A: In general, the Kleisli category will be neither complete nor cocomplete nor cartesian closed, even if $C$ is. 
You can think of the Kleisli category as the full subcategory of algebras whose objects are the free algebras. So take for example $T$ to be the monad coming from the free-forgetful adjunction between abelian groups and sets. In order for $\mathbb{Z} \times -: FreeAb \to FreeAb$ to have a right adjoint (as required by cartesian closure), it would have to preserve all colimits, for example coproducts.

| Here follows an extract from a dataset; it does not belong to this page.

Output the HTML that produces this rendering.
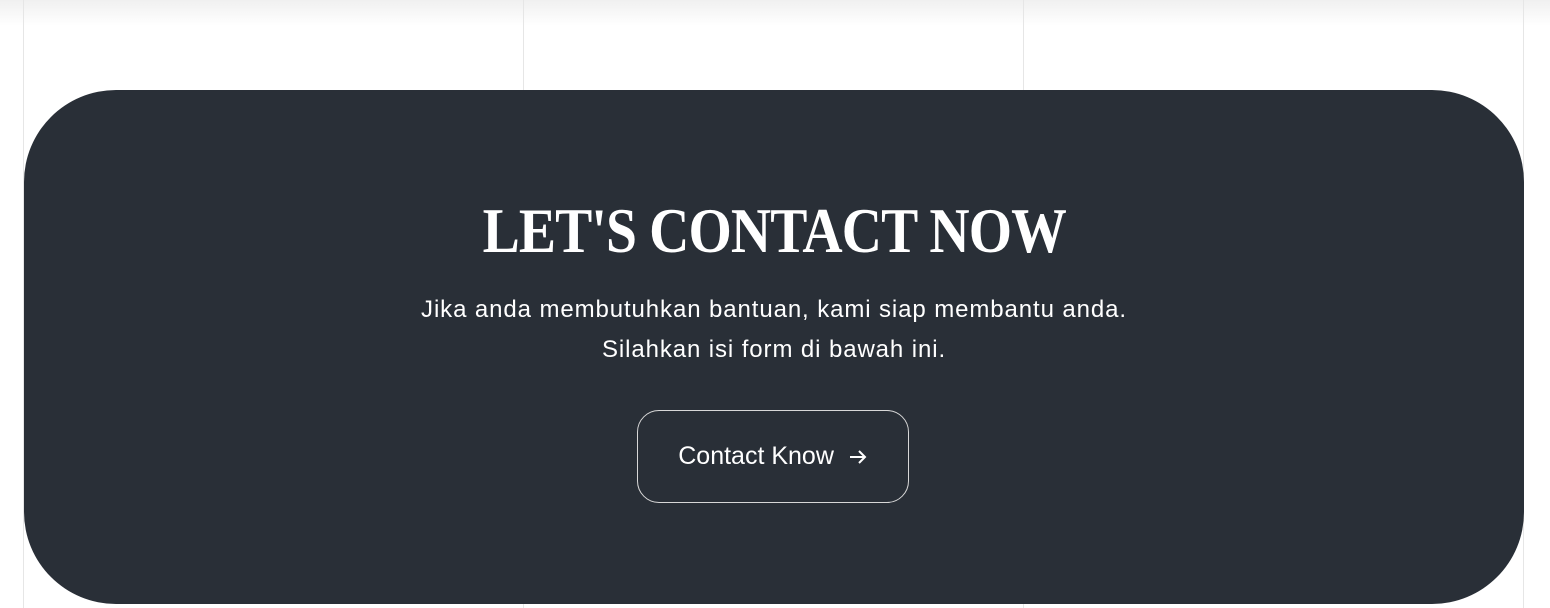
<!DOCTYPE html>
<html><head><style>
html,body{margin:0;padding:0;width:1550px;height:608px;overflow:hidden;background:#fff;font-family:"Liberation Sans",sans-serif}
.sh{position:absolute;left:0;top:0;width:1550px;height:26px;background:linear-gradient(#f0f0f0,#fff)}
.vl{position:absolute;top:0;width:1px;height:608px;background:#e6e6e6}
.panel{position:absolute;left:24px;top:90px;width:1500px;height:514px;background:#292f37;border-radius:92px}
.title{position:absolute;left:0;width:1500px;top:106px;text-align:center;color:#fff}
.title span{display:inline-block;font-family:"Liberation Serif",serif;font-weight:bold;font-size:64px;line-height:70px;transform:scaleX(0.87);letter-spacing:-1px}
.sub{position:absolute;left:0;width:1500px;top:200px;text-align:center;color:#fff;font-size:24px;line-height:40px;letter-spacing:0.9px}
.btn{position:absolute;left:613px;top:320px;width:272px;height:93px;border:1px solid #d8d8d8;border-radius:22px;box-sizing:border-box;color:#fff;font-size:25px;display:flex;align-items:center;justify-content:center}
</style></head><body>
<div class="sh"></div>
<div class="vl" style="left:23px"></div><div class="vl" style="left:523px"></div><div class="vl" style="left:1023px"></div><div class="vl" style="left:1523px"></div>
<div class="panel">
<div class="title"><span>LET'S CONTACT NOW</span></div>
<div class="sub">Jika anda membutuhkan bantuan, kami siap membantu anda.<br>Silahkan isi form di bawah ini.</div>
<div class="btn">Contact Know&nbsp;&nbsp;<svg width="20" height="20" viewBox="0 0 20 20"><path d="M2 10H17M11 4l6 6-6 6" stroke="#fff" stroke-width="2" fill="none"/></svg></div>
</div>
</body></html>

But $\mathbb{Z} \times (\mathbb{Z} \oplus \mathbb{Z})$ is not isomorphic to $(\mathbb{Z} \times \mathbb{Z}) \oplus (\mathbb{Z} \times \mathbb{Z})$. 
Now let's tackle completeness. We can use the same example; the basic idea is that free abelian groups are not closed under (infinite) products. (In fact, a famous but nontrivial result, due to Kurosh I believe, is that the countably infinite power of $\mathbb{Z}$ is not free abelian.) But to apply this idea, one should first check that any limit in $Kl(T)$ really is constructed just as it would be in $Alg(T)$ or in $C$. That's not hard: first note that the underlying functor $U: Kl(T) \to C$ is representable (in fact, $U \cong \hom(F(1), -)$), so $U$ preserves any limits that exist in $Kl(T)$. Also, $U$ reflects isomorphisms (i.e., if $U(g)$ is an isomorphism in $C$, then $g$ is an isomorphism in $Kl(T)$). It follows that $U$ both preserves and reflects limits, and so any limit in $Kl(T)$ is constructed as it would be in $Alg(T)$ or $C$ (here, $Set$). 
Finally, cocompleteness. This time I don't think the example above works quite as easily, but one example that does work is to consider the Kleisli category for the free-forgetful adjunction between $\mathbb{Z}_6$-modules and sets. I claim that the coequalizer of the pair $id, \mu_3: \mathbb{Z}_6 \to \mathbb{Z}_6$ ($\mu_3$ is multiplication by 3) does not exist in the category of free $\mathbb{Z}_6$-modules. I chose this particular coequalizer because it is an example of "splitting an idempotent"; here the idempotent is $\mu_3$. The virtue of splittings of idempotents is that they are preserved by any functor whatsoever, and reflected by any functor that reflects isomorphisms. Given this fact, it follows that splittings of idempotents in $Kl(T)$, if they exist, are constructed just as they would be in $Alg(T)$ or in $C$. But the idempotent splitting of this pair of maps in $\mathbb{Z}_6$-Mod is $\mathbb{Z}_2$, which is not free. It follows that the coequalizer doesn't exist in the Kleisli category.